- What is asked
Return every line below as is, leaving out the pictures.
-- begin Recorded information --
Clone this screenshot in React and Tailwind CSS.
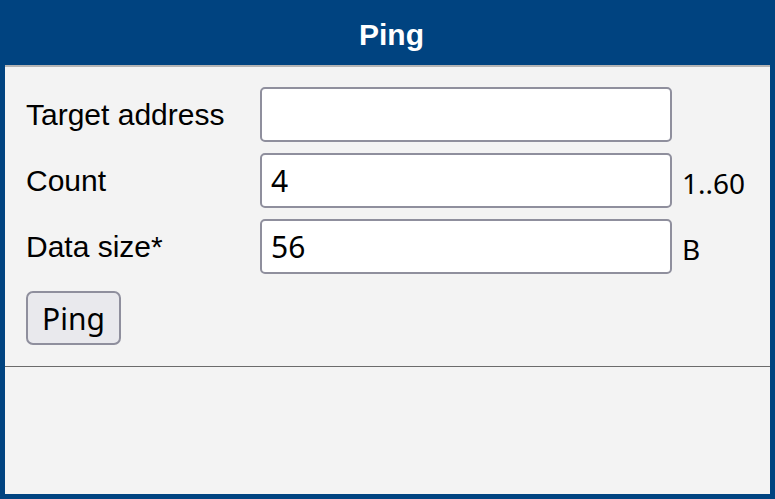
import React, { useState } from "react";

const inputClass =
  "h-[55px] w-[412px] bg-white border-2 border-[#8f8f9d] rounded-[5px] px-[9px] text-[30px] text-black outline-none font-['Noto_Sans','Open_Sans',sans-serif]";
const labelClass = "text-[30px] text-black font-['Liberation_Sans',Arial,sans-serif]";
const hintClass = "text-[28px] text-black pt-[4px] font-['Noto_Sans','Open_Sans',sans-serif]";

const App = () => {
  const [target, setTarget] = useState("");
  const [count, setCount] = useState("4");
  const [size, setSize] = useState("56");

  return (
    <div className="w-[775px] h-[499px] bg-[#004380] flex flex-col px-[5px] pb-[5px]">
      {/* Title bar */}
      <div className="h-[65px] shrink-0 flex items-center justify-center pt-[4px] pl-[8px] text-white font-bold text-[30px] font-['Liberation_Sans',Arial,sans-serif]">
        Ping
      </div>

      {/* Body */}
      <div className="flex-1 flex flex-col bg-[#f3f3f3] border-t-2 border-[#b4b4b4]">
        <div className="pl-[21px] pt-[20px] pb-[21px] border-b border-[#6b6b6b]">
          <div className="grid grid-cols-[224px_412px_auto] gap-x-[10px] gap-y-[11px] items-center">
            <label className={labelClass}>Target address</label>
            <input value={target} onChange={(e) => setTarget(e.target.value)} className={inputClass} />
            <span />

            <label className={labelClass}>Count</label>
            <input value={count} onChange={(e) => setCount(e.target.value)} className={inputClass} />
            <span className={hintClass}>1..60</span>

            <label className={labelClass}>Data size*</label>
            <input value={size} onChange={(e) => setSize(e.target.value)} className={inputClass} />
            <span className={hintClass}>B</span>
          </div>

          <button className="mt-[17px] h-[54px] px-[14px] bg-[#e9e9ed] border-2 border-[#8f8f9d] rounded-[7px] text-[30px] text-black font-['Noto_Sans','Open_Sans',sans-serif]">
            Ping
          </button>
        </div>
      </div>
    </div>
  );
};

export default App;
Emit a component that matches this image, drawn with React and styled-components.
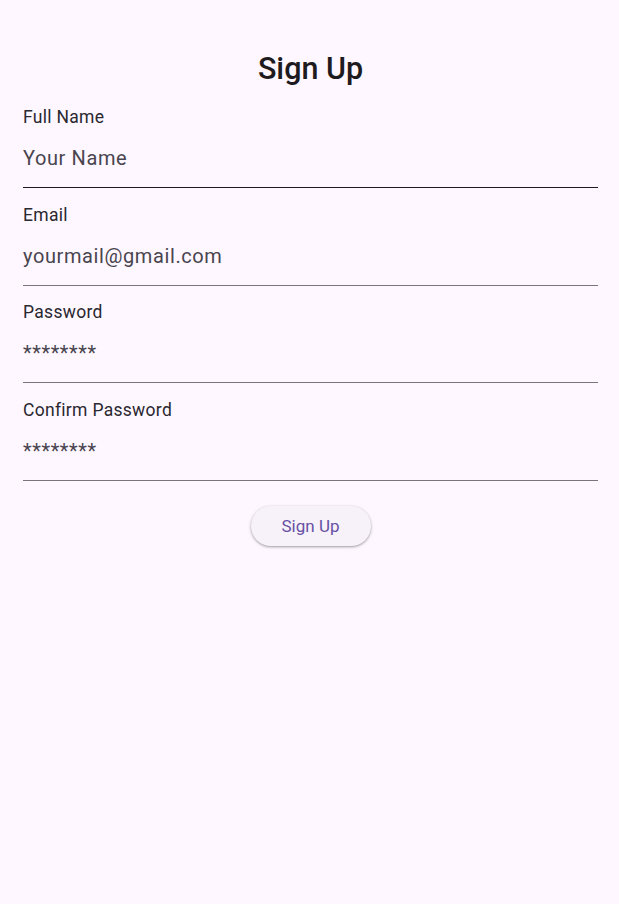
-- end Recorded information --
- Problem solution
Clone this screenshot in React and Tailwind CSS.
import React, { useState } from "react";

const inputClass =
  "h-[55px] w-[412px] bg-white border-2 border-[#8f8f9d] rounded-[5px] px-[9px] text-[30px] text-black outline-none font-['Noto_Sans','Open_Sans',sans-serif]";
const labelClass = "text-[30px] text-black font-['Liberation_Sans',Arial,sans-serif]";
const hintClass = "text-[28px] text-black pt-[4px] font-['Noto_Sans','Open_Sans',sans-serif]";

const App = () => {
  const [target, setTarget] = useState("");
  const [count, setCount] = useState("4");
  const [size, setSize] = useState("56");

  return (
    <div className="w-[775px] h-[499px] bg-[#004380] flex flex-col px-[5px] pb-[5px]">
      {/* Title bar */}
      <div className="h-[65px] shrink-0 flex items-center justify-center pt-[4px] pl-[8px] text-white font-bold text-[30px] font-['Liberation_Sans',Arial,sans-serif]">
        Ping
      </div>

      {/* Body */}
      <div className="flex-1 flex flex-col bg-[#f3f3f3] border-t-2 border-[#b4b4b4]">
        <div className="pl-[21px] pt-[20px] pb-[21px] border-b border-[#6b6b6b]">
          <div className="grid grid-cols-[224px_412px_auto] gap-x-[10px] gap-y-[11px] items-center">
            <label className={labelClass}>Target address</label>
            <input value={target} onChange={(e) => setTarget(e.target.value)} className={inputClass} />
            <span />

            <label className={labelClass}>Count</label>
            <input value={count} onChange={(e) => setCount(e.target.value)} className={inputClass} />
            <span className={hintClass}>1..60</span>

            <label className={labelClass}>Data size*</label>
            <input value={size} onChange={(e) => setSize(e.target.value)} className={inputClass} />
            <span className={hintClass}>B</span>
          </div>

          <button className="mt-[17px] h-[54px] px-[14px] bg-[#e9e9ed] border-2 border-[#8f8f9d] rounded-[7px] text-[30px] text-black font-['Noto_Sans','Open_Sans',sans-serif]">
            Ping
          </button>
        </div>
      </div>
    </div>
  );
};

export default App;
Emit a component that matches this image, drawn with React and styled-components.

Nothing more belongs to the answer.